Najbardziej - w swoim własnym mniemaniu - ucierpieli na skutek kryzysu mieszkańcy Litwy, Węgier, Malty oraz Grecji. I to oni najbardziej obawiają się, że problemy ekonomiczne mogą zwiększyć poziom biedy wśród ich bliskich.

"Najbardziej optymistyczni są Polacy. Podobne obawy ma u was jedynie 61 proc. badanych, co jest najniższym wynikiem w całej Europie" - mówi Robert Machnin z Instytutu Gallupa, który dla Komisji Europejskiej przeprowadził badanie, jak załamanie gospodarcze wpłynęło na nastroje Europejczyków.

Reklama

Wyniki są zaskakujące. Okazało się bowiem, że to wcale nie najbogatsze, zachodnie narody, tylko te biedniejsze z Europy Środkowo-Wschodniej najlepiej radzą sobie z kryzysem.

"Mimo gospodarczego spowolnienia i ponownego wzrostu bezrobocia, właśnie w Polsce panują wyjątkowo dobre nastroje. To zaskakuje, bo Polacy do tej pory rzadko bywali takimi optymistami" - potwierdza Fintan Farell, szef European Anti-Poverty Network, organizacji zajmującej się koordynacją walki z biedą w Europie.

"Tyle już przetrwaliśmy kryzysów, że ten najnowszy chyba nikogo tak naprawdę jakoś specjalnie nie przeraził" - uważa Kamila Płowiec z pozarządowej organizacji Wrzos. "Oczywiście, prywatnie ludzie nadal narzekają i mają na co: bezrobocie, za niskie płace, problemy ze służbą zdrowia.
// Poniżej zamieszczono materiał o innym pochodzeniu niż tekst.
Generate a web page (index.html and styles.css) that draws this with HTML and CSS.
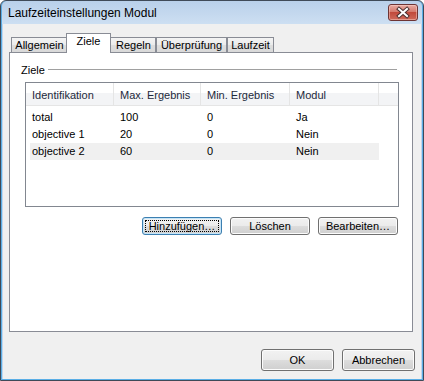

Ale to przecież nic nowego. Za to, kiedy widzą w telewizji zdjęcia z Bałkanów, Grecji czy Francji, gdzie pod wpływem kryzysu zaczęły się masowe protesty, nabierają przekonania, że u nas nie jest jeszcze tak źle" - dodaje Płowiec.

Samopoczucie mamy nawet jeszcze lepsze. Aż co piąty Polak jest bowiem przekonany, że w ciągu ostatniego roku jego poziom życia poprawił się. Podobny poziom optymizmu prezentuje jedynie 10 proc. mieszkańców UE, a w tak bogatych państwach jak Francja, czy Niemcy jest ich jeszcze mniej. "Być może jest tak, że Polacy mają na tyle mało do stracenia, że nie muszą bać się na zapas. Za to w bogatej Europie kryzys był szokiem, bo pokazał, jak kruche są podstawy dobrobytu jej miesdzkańców" - mówi Kamila Płowiec.

Zapewne dlatego tylko 12 procent Polaków obawia się, że kryzys negatywnie wpłynie na ich życie. W całej Unii takie obawy ma aż co piąty mieszkaniec. Jednak to polskie zadowolenie zderza się, i to gwałtownie, z rzeczywistością. Aż trzy czwarte Polaków poważnie obawia się, że gdyby mieli w najbliższych miesiącach niespodziewany wydatek w wysokości tysiąca euro, to nie potrafiliby zdobyć takiej sumy.